André Midani, nascido na Síria e criado na França para onde se mudou aos três anos de idade, acabou por se tornar um dos nomes mais importantes da indústria fonográfica brasileira, tendo atuado também no mercado americano e mexicano. Ele chegou ao Brasil em 1955. Antes disso, trabalhou no setor de estoque e como vendedor na gravadora Decca na França. Seu primeiro emprego no Brasil foi na Odeon Records onde esteve ligado diretamente ao lançamento da bossa nova, uma vez que João Gilberto, Tom Jobim e Vinícius de Moraes foram contratados pela Odeon. No mesmo período, Lúcio Alves, Dick Farney, Sylvia Telles, Elza Soares, Anísio Silva, Isaura Garcia, Tony e Celly Campelo também gravavam pela Odeon. Depois de um período atuando pela Capitol Records no México e nos EUA, retornou ao Brasil ainda nos anos 1960 para assumir a direção da gravadora Phillips, tendo sido responsável pelo lançamento de discos de vários artistas ligados à Tropicália, como Caetano Veloso, Gilberto Gil, Gal Costa e os Mutantes; além de Elis Regina, Nara Leão, Chico Buarque, Erasmo Carlos, Jorge Ben, Maria Bethânia, João DonatoNa época, a Philips fez um anúncio no qual apareciam todos seus contratos e trazia a frase: “Só nos falta o Roberto Carlos...Mas ninguém é perfeito”, pelo fato do artista ser contratado da CBS (hoje, Sony Music). Em 1976, foi o responsável pela inserção da gravadora Warner no país, lançando discos de Tom Jobim, Hermeto Pascoal, A Cor do Som, Marina Lima, Belchior, Zezé Motta, Ney Matogrosso, Banda Black Rio, Raul Seixas, Gil, Elis, Paulinho da Viola e Dona Ivone Lara. No início dos anos 1980, a Warner viria a se tornar um dos principais selos a lançar bandas do rock nacional, entre elas: Barão Vermelho, Titãs, Kid Abelha, Marina Lima, Lulu Santos. Em resumo: Midani atuou diretamente na carreira discográfica de quase todos os artistas brasileiros que estiveram na grande mídia dos anos 1960 aos 1980.

O livro, disposto em pequenos capítulos e numa narrativa que não se aprofunda em detalhes, lembra em alguns momentos a despretensiosa autobiografia de Erasmo Carlos, Minha Fama de Mau (que de tão despretensiosa, Erasmo evitou chamar de biografia dizendo que era apenas um apanhado de casos que se passaram em sua vida). Apesar de carregar a alcunha de autobiografia, Midani não entra muito em questões pessoais, de forma que o livro se torna um histórico de sua vida profissional, deixando-o bastante útil para quem tem interessa na história da música brasileira.
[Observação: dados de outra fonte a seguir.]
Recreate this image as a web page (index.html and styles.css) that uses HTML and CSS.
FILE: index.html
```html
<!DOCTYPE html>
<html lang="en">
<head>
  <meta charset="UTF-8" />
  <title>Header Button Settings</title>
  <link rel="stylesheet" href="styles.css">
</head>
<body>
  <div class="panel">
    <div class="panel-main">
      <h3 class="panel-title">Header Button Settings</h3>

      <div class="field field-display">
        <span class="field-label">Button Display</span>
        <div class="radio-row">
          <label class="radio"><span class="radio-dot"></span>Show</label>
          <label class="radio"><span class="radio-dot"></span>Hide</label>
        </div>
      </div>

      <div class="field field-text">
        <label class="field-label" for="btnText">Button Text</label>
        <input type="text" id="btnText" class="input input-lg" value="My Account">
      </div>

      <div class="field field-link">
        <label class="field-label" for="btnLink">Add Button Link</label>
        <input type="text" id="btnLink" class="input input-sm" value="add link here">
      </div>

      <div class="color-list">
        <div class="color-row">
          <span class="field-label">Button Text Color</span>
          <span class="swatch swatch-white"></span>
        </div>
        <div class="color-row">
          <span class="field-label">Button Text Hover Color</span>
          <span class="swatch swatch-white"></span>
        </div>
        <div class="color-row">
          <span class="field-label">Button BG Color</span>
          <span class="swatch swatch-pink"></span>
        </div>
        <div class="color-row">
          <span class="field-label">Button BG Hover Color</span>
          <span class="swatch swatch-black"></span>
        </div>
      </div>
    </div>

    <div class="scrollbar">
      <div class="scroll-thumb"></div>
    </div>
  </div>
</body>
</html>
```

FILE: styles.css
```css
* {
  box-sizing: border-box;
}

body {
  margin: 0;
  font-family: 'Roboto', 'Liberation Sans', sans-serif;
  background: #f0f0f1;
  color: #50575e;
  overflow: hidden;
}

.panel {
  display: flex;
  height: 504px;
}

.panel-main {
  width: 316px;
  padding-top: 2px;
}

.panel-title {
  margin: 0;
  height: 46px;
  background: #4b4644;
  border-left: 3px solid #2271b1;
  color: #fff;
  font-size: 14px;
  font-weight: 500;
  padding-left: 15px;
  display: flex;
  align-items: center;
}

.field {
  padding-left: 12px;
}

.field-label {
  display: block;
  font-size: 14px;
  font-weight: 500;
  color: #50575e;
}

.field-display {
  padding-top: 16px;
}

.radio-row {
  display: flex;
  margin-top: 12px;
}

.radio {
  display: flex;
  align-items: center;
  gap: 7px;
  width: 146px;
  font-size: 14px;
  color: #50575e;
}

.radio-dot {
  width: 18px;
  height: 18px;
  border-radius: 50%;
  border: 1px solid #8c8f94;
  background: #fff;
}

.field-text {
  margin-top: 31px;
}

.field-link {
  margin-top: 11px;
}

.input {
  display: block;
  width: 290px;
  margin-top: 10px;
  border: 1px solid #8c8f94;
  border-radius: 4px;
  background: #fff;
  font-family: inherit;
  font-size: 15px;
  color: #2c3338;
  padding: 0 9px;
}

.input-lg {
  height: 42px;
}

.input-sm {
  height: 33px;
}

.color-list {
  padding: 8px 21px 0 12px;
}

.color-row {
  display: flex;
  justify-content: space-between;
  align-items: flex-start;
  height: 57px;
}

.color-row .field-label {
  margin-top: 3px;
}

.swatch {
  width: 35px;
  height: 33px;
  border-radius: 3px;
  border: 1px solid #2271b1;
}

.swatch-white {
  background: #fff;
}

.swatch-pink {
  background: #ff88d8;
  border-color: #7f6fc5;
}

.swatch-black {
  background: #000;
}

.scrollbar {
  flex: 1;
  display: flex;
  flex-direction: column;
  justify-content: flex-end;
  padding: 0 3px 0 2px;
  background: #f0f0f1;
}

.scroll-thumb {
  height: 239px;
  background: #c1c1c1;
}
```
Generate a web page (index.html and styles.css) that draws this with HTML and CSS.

Ainda que ele não funcione exatamente como o que poderíamos chamar de registro documental, ele traz muitas informações e questionamentos para quem sabe ler as entrelinhas. Em poucas, porém claras palavras, está nele toda a sujeira que permeou as grandes gravadoras: o surgimento e funcionamento do esquema de jabá; o envolvimento da máfia na indústria fonográfica; a perda da direção das gravadoras por “homens da música” para cair nas mãos de tecnocratas; a pirataria de cassetes e CDs que tomou conta do país nos anos 1990, num esquema fabuloso com origem na China. As palavras escritas por Midani deixam um pouco menos bela a história da música popular brasileira e internacional (ok, essa história nunca foi tão bela mesmo), ainda assim, essas palavras precisavam ser ditas e explicam muito de como o mercado chegou a essa miséria musical que hoje se encontra na grande mídia.

Em tempo: não consigo pensar no André Midani e não lembrar os versos de Raul Seixas na música “Conversa Pra Boi Dormi” (“André Sidami só faz confusão, sonhei com ele e mijei no colchão”).